Das Amtsgericht hat es zu Recht dahingestellt lassen, ob die Gesellschaften, denen die Betroffene vorsteht, originäre oder fiktive Herstellerinnen im Sinne des ElektroG sind. Wer nach § 6 Abs. 2 Satz 1 und 5 ElektroG als Hersteller anzusehen ist, bestimmt § 3 Abs. 11 und 12 ElektroG. Danach ist Hersteller zunächst, wer Geräte im Geltungsbereich des ElektroG erstmals in Verkehr bringt. Als Hersteller gilt aber auch, wer schuldhaft neue Elektrogeräte eines nicht registrierten Herstellers gewerblich für den Nutzer anbietet. Dass der Vertreiber bereits dann als Hersteller gilt, wenn er Elektrogeräte nur anbietet, bedeutet indes nicht, dass er schon zur Zeit des bloßen Anbietens registrierungspflichtig ist oder bereits das Anbieten der Elektrogeräte eine bußgeldbewehrte Ordnungswidrigkeit darstellt. § 6 Abs. 2 ElektroG setzt die Herstellereigenschaft voraus und konstituiert nur Pflichten für den Hersteller. (Erst) wenn der Vertreiber auch als Hersteller gilt, obliegen ihm dessen Pflichten (Giesbert/Hilf, a. a. O., § 3, Rn. 74), die nicht über das hinausgehen können, was auch den originären Hersteller trifft.

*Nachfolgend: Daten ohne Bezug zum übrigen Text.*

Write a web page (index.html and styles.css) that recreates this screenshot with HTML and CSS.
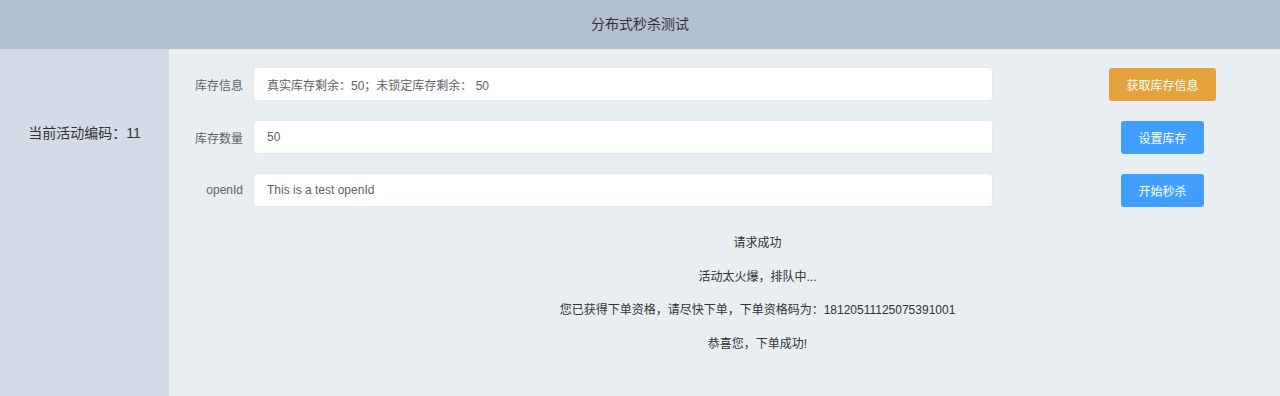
FILE: index.html
```html
<!DOCTYPE html>
<html lang="zh-CN">
<head>
    <meta charset="UTF-8">
    <meta name="viewport" content="width=device-width, initial-scale=1.0">
    <title>分布式秒杀测试</title>
    <link rel="stylesheet" href="styles.css">
</head>
<body>
    <div class="layout">
        <header class="header">分布式秒杀测试</header>
        <div class="body">
            <aside class="aside">当前活动编码：11</aside>
            <main class="main">
                <div class="form-grid">
                    <label class="form-label" for="stockInfo">库存信息</label>
                    <input class="form-input" id="stockInfo" type="text" value="真实库存剩余：50；未锁定库存剩余： 50">
                    <div class="form-action"><button class="btn btn-warning">获取库存信息</button></div>

                    <label class="form-label" for="stockNum">库存数量</label>
                    <input class="form-input" id="stockNum" type="text" value="50">
                    <div class="form-action"><button class="btn btn-primary">设置库存</button></div>

                    <label class="form-label" for="openId">openId</label>
                    <input class="form-input" id="openId" type="text" value="This is a test openId">
                    <div class="form-action"><button class="btn btn-primary">开始秒杀</button></div>

                    <div class="messages">
                        <p>请求成功</p>
                        <p>活动太火爆，排队中...</p>
                        <p>您已获得下单资格，请尽快下单，下单资格码为：18120511125075391001</p>
                        <p>恭喜您，下单成功!</p>
                    </div>
                </div>
            </main>
        </div>
    </div>
</body>
</html>
```

FILE: styles.css
```css
:root {
    --header-bg: #b3c0d1;
    --aside-bg: #d3dce6;
    --main-bg: #e9eef3;
    --text-dark: #333333;
    --text-regular: #606266;
    --border-color: #dcdfe6;
    --primary: #409eff;
    --warning: #e6a23c;
}

html, body {
    margin: 0;
    padding: 0;
    height: 100%;
}

body {
    font-family: "Liberation Sans", "Noto Sans CJK SC", sans-serif;
    color: var(--text-dark);
    background-color: var(--main-bg);
    overflow: hidden;
}

.layout {
    display: flex;
    flex-direction: column;
    height: 100vh;
}

.header {
    height: 49px;
    line-height: 49px;
    background-color: var(--header-bg);
    text-align: center;
    font-size: 14px;
    color: var(--text-dark);
}

.body {
    display: flex;
    flex: 1;
}

.aside {
    width: 169px;
    background-color: var(--aside-bg);
    text-align: center;
    line-height: 168px;
    font-size: 14px;
    color: var(--text-dark);
}

.main {
    flex: 1;
    background-color: var(--main-bg);
    padding: 18px 18px 0 20px;
}

.form-grid {
    display: grid;
    grid-template-columns: 54px 740px 1fr;
    column-gap: 10px;
    row-gap: 19px;
    align-items: center;
}

.form-label {
    text-align: right;
    font-size: 12px;
    color: var(--text-regular);
}

.form-input {
    height: 34px;
    box-sizing: border-box;
    border: 1px solid #e4e7ed;
    border-radius: 4px;
    background-color: #fff;
    padding: 0 13px;
    font-family: inherit;
    font-size: 12px;
    color: var(--text-regular);
    outline: none;
}

.form-action {
    text-align: center;
    padding-left: 60px;
}

.btn {
    height: 33px;
    padding: 0 17px;
    border: none;
    border-radius: 3px;
    color: #fff;
    font-family: inherit;
    font-size: 12px;
    cursor: pointer;
}

.btn-primary {
    background-color: var(--primary);
}

.btn-warning {
    background-color: var(--warning);
}

.messages {
    grid-column: 2 / 4;
    text-align: center;
    margin-top: 1px;
}

.messages p {
    margin: 0;
    line-height: 33.6px;
    font-size: 12px;
    color: var(--text-dark);
}
```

Dem Amtsgericht ist auch in der Auffassung zuzustimmen, § 6 Abs. 2 Satz 1 ElektroG verlange nur, dass die Registrierung dem Inverkehrbringen zeitlich – unter Umständen unmittelbar – vorangehe. Der Hersteller hat sich zu vergewissern, dass die Eintragung erfolgt ist, bevor er ein Elektro- oder Elektronikgerät in Verkehr bringt. Dagegen ist dem Gesetz nicht zu entnehmen, dass die Registrierung bereits eine gewisse Zeit vor dem Inverkehrbringen von Elektro- und Elektronikgeräten erfolgt sein muss.
Die Kostenentscheidung beruht auf (§§ 46 Abs. 1 OWiG, 473 Abs. 1 S. 1, Abs. 2 Satz 1 StPO).